## Exercise instructions
Find the lines containing the word "styles" and copy every one of them.

## Source material

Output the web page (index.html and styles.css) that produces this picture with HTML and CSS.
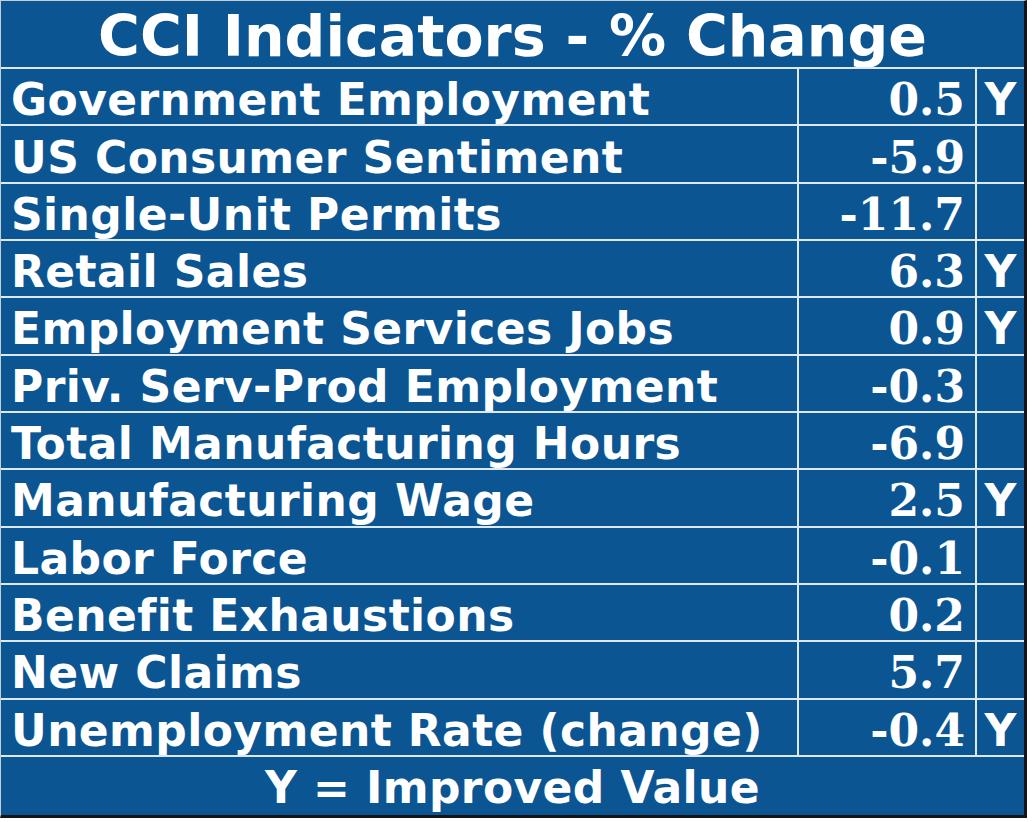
FILE: index.html
```html
<!DOCTYPE html>
<html lang="en">
<head>
<meta charset="utf-8">
<title>CCI Indicators - % Change</title>
<link rel="stylesheet" href="styles.css">
</head>
<body>
<div class="board">
  <div class="grid">
    <div class="cell title">CCI Indicators - % Change</div>

    <div class="cell label">Government Employment</div>
    <div class="cell num">0.5</div>
    <div class="cell flag">Y</div>

    <div class="cell label">US Consumer Sentiment</div>
    <div class="cell num">-5.9</div>
    <div class="cell flag"></div>

    <div class="cell label">Single-Unit Permits</div>
    <div class="cell num">-11.7</div>
    <div class="cell flag"></div>

    <div class="cell label">Retail Sales</div>
    <div class="cell num">6.3</div>
    <div class="cell flag">Y</div>

    <div class="cell label">Employment Services Jobs</div>
    <div class="cell num">0.9</div>
    <div class="cell flag">Y</div>

    <div class="cell label">Priv. Serv-Prod Employment</div>
    <div class="cell num">-0.3</div>
    <div class="cell flag"></div>

    <div class="cell label">Total Manufacturing Hours</div>
    <div class="cell num">-6.9</div>
    <div class="cell flag"></div>

    <div class="cell label">Manufacturing Wage</div>
    <div class="cell num">2.5</div>
    <div class="cell flag">Y</div>

    <div class="cell label">Labor Force</div>
    <div class="cell num">-0.1</div>
    <div class="cell flag"></div>

    <div class="cell label">Benefit Exhaustions</div>
    <div class="cell num">0.2</div>
    <div class="cell flag"></div>

    <div class="cell label">New Claims</div>
    <div class="cell num">5.7</div>
    <div class="cell flag"></div>

    <div class="cell label">Unemployment Rate (change)</div>
    <div class="cell num">-0.4</div>
    <div class="cell flag">Y</div>

    <div class="cell footer">Y = Improved Value</div>
  </div>
</div>
</body>
</html>
```

FILE: styles.css
```css
html, body {
  margin: 0;
  padding: 0;
  background: #ffffff;
}

.board {
  width: 1023px;
  background: #0b5592;
  border-top: 1px solid #c4ccd4;
  border-left: 1px solid #c4ccd4;
  border-right: 3px solid #111418;
  border-bottom: 3px solid #111418;
}

.grid {
  display: grid;
  grid-template-columns: 798px 178px 47px;
  grid-template-rows: 68px repeat(12, 57.33px) 58px;
  color: #ffffff;
  font-family: "DejaVu Sans", Verdana, sans-serif;
  font-weight: bold;
}

.cell {
  box-sizing: border-box;
  display: flex;
  align-items: center;
  padding-top: 6px;
  white-space: nowrap;
  overflow: hidden;
}

.title {
  grid-column: 1 / 4;
  justify-content: center;
  font-size: 57px;
  border-bottom: 2px solid #dde8f2;
  padding-top: 4px;
}

.label {
  font-size: 44px;
  letter-spacing: 0.4px;
  padding-left: 10px;
  border-right: 2px solid #dde8f2;
  border-bottom: 2px solid #dde8f2;
}

.num {
  font-family: "DejaVu Serif", "Liberation Serif", serif;
  font-size: 44px;
  justify-content: flex-end;
  padding-right: 10px;
  border-right: 2px solid #dde8f2;
  border-bottom: 2px solid #dde8f2;
}

.flag {
  font-size: 44px;
  justify-content: center;
  border-bottom: 2px solid #dde8f2;
}

.footer {
  grid-column: 1 / 4;
  justify-content: center;
  font-size: 44px;
  letter-spacing: 0.4px;
  padding-top: 4px;
}
```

## Output
Output the web page (index.html and styles.css) that produces this picture with HTML and CSS.
<link rel="stylesheet" href="styles.css">
FILE: styles.css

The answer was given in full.